INFORMATION SHOWN:
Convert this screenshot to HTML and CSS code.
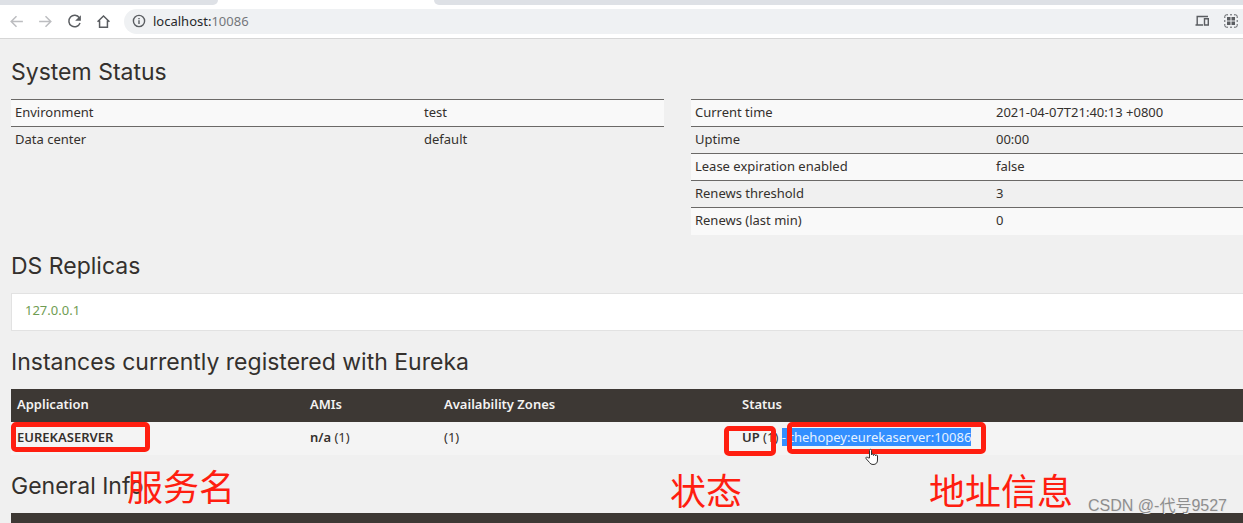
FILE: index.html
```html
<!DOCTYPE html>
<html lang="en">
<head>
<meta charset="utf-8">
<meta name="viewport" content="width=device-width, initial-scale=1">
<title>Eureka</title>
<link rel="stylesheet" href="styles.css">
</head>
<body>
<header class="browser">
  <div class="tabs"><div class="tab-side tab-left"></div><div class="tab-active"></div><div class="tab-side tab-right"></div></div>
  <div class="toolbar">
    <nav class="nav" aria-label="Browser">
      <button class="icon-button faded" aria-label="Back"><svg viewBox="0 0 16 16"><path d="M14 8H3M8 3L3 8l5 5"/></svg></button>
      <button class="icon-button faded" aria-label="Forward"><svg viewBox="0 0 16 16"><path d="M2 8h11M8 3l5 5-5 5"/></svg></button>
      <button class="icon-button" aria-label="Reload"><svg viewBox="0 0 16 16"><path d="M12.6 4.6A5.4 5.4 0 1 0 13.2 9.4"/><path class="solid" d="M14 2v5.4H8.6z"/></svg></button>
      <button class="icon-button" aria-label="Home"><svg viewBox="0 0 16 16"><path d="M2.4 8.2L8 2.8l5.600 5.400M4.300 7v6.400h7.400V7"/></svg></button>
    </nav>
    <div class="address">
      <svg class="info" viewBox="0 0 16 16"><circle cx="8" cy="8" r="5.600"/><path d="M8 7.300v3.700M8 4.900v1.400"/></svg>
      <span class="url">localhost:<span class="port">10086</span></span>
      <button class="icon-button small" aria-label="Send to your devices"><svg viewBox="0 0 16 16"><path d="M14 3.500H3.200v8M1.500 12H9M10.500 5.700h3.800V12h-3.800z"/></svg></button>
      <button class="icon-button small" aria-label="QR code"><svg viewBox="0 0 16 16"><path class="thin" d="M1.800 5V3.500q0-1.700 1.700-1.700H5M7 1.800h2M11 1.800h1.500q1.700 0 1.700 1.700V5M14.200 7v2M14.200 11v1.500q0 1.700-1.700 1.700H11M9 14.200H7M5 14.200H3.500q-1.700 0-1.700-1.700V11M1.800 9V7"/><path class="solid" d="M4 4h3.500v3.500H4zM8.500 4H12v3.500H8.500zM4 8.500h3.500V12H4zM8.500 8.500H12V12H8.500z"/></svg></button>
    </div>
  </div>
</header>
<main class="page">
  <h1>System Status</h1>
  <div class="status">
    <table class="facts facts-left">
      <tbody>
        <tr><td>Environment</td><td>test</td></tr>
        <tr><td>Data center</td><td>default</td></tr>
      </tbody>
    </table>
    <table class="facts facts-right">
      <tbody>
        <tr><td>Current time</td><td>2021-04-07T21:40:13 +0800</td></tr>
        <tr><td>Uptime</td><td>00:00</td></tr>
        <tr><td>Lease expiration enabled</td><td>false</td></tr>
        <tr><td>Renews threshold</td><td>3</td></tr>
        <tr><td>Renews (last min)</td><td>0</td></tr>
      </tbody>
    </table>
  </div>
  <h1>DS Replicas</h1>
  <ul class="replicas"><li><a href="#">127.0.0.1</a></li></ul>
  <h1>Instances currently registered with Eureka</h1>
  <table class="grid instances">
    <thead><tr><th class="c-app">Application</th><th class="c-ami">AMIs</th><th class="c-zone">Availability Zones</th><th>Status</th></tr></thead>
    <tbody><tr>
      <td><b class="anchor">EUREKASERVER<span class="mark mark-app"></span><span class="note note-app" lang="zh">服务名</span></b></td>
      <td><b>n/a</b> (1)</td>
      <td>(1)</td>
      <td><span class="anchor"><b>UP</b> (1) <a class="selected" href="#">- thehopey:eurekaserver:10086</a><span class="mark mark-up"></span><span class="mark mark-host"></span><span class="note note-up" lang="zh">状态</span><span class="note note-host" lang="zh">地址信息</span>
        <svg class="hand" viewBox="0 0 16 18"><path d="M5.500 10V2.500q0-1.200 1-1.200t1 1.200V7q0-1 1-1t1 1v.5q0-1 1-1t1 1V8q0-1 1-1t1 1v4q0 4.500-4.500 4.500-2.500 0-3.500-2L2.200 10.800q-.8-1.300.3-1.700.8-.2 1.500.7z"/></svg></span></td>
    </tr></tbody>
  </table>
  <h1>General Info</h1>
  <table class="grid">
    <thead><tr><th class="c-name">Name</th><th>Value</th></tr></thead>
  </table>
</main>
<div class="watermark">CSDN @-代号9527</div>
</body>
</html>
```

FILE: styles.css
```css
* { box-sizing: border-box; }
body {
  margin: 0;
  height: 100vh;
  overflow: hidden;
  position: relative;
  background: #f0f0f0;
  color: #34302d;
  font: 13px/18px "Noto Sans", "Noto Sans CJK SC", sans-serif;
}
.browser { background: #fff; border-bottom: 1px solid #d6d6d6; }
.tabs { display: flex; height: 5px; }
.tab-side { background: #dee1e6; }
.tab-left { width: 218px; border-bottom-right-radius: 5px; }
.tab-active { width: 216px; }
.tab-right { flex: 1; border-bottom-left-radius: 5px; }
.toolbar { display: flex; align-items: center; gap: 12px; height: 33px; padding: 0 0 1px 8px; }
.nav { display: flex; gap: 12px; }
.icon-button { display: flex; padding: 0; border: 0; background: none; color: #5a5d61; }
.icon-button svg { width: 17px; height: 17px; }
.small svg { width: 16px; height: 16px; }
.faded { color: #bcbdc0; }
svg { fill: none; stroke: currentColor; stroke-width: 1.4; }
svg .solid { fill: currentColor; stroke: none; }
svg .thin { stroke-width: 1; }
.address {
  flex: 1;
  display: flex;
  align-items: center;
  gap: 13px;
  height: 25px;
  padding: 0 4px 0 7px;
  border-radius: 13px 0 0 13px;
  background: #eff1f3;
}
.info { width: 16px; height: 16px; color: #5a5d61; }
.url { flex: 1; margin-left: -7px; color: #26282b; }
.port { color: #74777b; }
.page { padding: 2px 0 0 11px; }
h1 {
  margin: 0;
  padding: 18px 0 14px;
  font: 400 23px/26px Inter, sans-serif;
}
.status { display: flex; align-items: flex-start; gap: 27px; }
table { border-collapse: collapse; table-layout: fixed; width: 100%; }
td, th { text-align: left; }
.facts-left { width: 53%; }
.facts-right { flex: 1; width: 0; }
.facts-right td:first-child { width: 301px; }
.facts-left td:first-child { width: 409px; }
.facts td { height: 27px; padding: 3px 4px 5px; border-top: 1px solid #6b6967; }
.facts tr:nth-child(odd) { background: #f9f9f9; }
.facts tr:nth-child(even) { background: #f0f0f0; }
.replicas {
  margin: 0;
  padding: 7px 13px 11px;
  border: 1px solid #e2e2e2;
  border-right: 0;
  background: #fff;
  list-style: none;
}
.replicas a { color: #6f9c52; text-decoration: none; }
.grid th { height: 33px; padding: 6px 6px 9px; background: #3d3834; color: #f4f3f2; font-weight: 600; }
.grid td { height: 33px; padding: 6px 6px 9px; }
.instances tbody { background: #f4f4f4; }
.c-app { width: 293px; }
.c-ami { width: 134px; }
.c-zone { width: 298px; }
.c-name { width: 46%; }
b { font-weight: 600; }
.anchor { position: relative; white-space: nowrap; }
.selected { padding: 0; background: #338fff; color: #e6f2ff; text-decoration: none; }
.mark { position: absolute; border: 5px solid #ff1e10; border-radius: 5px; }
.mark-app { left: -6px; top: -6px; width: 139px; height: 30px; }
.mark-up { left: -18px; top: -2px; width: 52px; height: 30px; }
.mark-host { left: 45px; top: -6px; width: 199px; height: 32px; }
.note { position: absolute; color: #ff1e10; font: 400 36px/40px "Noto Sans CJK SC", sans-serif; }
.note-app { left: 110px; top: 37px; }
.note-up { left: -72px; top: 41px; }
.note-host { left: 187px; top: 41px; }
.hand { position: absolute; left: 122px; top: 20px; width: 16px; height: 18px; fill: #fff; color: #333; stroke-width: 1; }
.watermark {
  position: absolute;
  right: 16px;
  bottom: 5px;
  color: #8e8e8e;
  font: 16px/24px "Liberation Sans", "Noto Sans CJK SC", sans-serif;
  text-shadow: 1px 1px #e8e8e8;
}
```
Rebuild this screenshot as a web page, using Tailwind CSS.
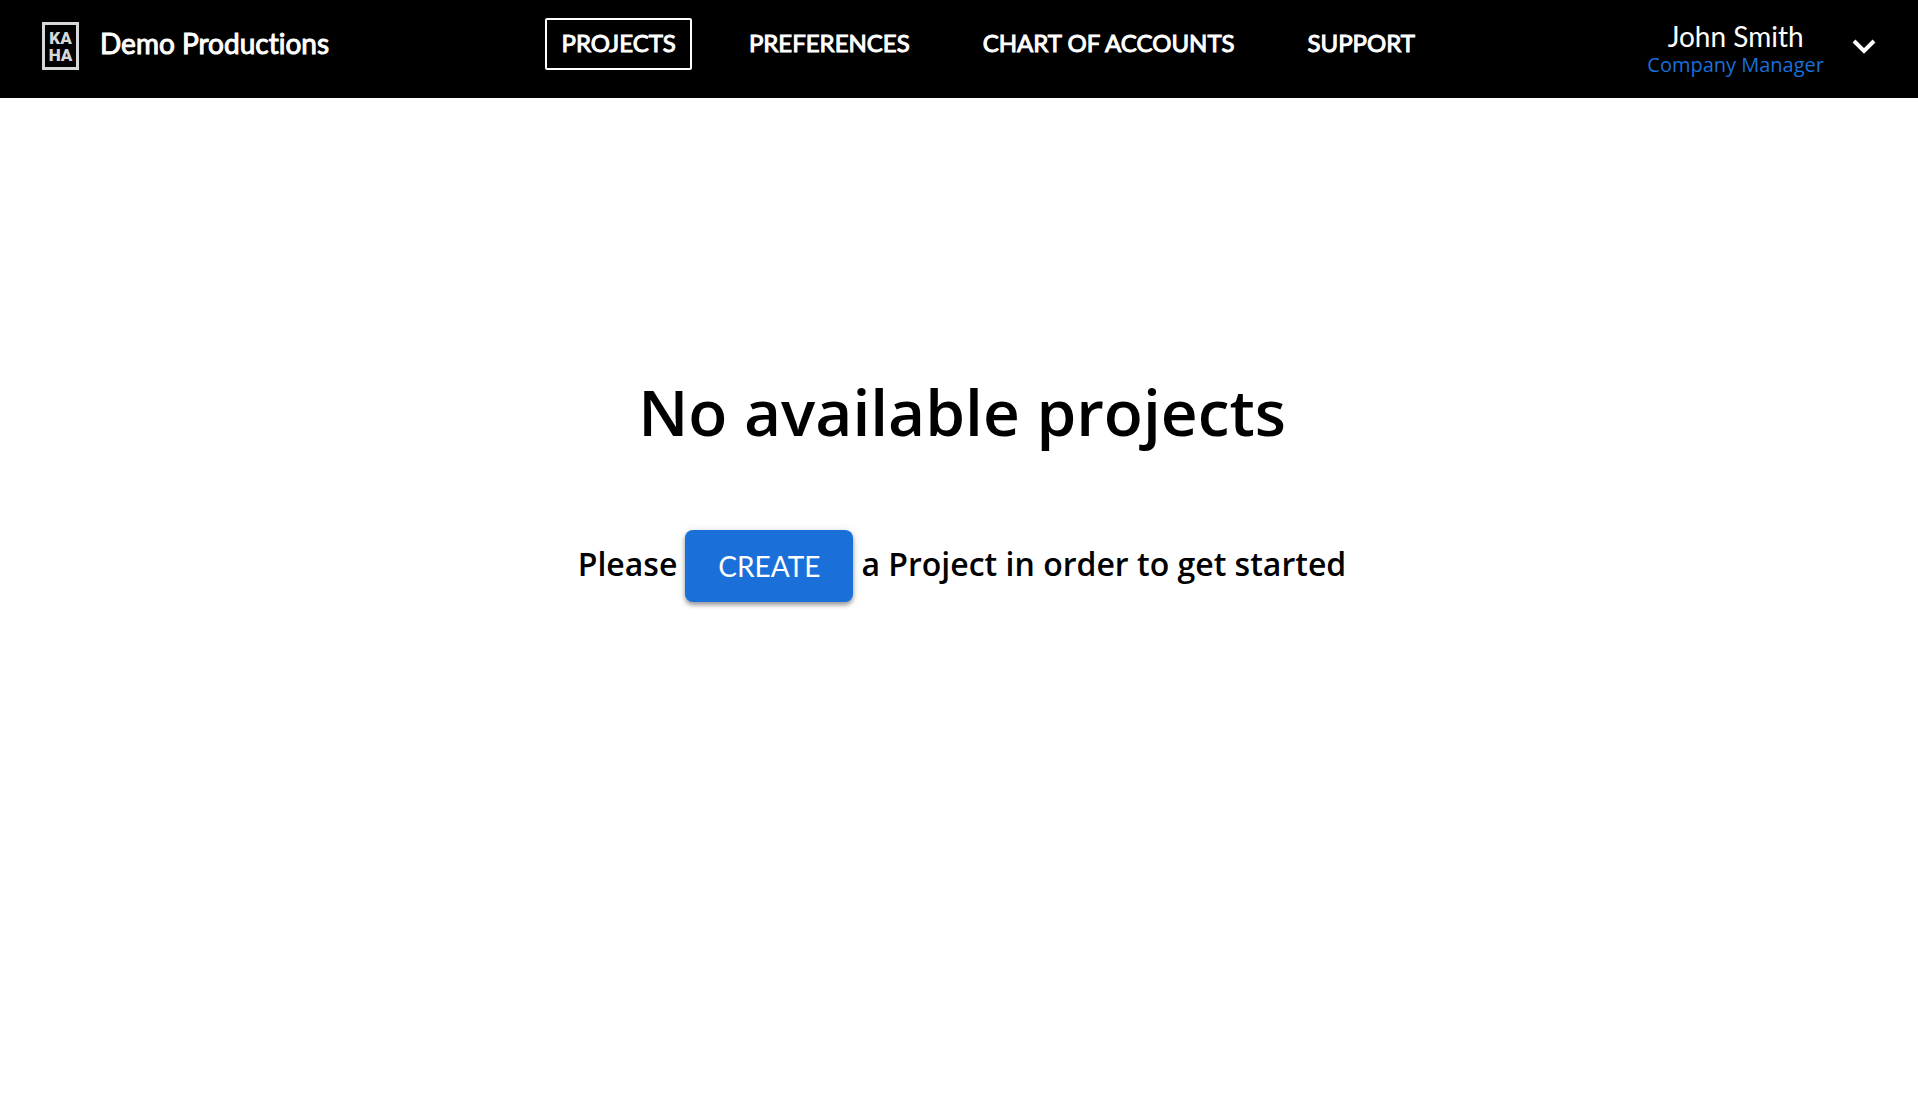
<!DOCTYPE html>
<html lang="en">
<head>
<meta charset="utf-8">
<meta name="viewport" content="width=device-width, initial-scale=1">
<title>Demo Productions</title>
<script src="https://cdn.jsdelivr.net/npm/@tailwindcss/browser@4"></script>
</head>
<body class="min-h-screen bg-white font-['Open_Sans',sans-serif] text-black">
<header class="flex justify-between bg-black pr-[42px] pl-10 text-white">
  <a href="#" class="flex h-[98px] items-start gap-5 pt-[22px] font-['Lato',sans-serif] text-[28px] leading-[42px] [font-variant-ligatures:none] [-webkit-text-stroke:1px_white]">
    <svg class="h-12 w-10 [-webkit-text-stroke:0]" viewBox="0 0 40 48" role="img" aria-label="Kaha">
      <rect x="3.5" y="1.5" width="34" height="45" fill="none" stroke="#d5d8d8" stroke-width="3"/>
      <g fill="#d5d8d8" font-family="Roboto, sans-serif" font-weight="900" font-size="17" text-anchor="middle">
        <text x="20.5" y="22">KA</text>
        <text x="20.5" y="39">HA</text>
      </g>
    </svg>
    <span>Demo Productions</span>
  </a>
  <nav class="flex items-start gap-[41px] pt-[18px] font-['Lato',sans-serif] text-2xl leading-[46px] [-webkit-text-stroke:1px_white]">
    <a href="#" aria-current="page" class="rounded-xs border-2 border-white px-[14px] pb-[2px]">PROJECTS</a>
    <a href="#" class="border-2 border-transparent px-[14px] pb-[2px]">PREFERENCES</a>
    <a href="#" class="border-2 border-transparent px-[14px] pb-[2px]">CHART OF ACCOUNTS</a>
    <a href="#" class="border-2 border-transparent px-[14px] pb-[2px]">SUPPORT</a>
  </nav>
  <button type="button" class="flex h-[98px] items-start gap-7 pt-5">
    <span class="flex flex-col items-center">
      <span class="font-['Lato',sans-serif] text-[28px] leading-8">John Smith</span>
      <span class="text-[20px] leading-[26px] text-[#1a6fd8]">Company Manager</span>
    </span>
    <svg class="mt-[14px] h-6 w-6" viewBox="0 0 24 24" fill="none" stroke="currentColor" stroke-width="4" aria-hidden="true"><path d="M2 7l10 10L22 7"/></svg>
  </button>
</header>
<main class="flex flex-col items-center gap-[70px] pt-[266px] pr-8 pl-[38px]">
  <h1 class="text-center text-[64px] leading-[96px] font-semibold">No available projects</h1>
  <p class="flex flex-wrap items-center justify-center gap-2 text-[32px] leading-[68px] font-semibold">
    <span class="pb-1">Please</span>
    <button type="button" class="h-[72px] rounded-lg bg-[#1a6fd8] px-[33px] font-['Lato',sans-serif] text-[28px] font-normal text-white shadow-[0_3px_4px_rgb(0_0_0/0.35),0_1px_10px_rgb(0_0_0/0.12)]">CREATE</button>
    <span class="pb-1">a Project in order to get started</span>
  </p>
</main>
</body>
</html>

EXERCISE BRIEF:
Lines in the records that hold the word "this" are to be counted; give only the total.

OUTPUT:
2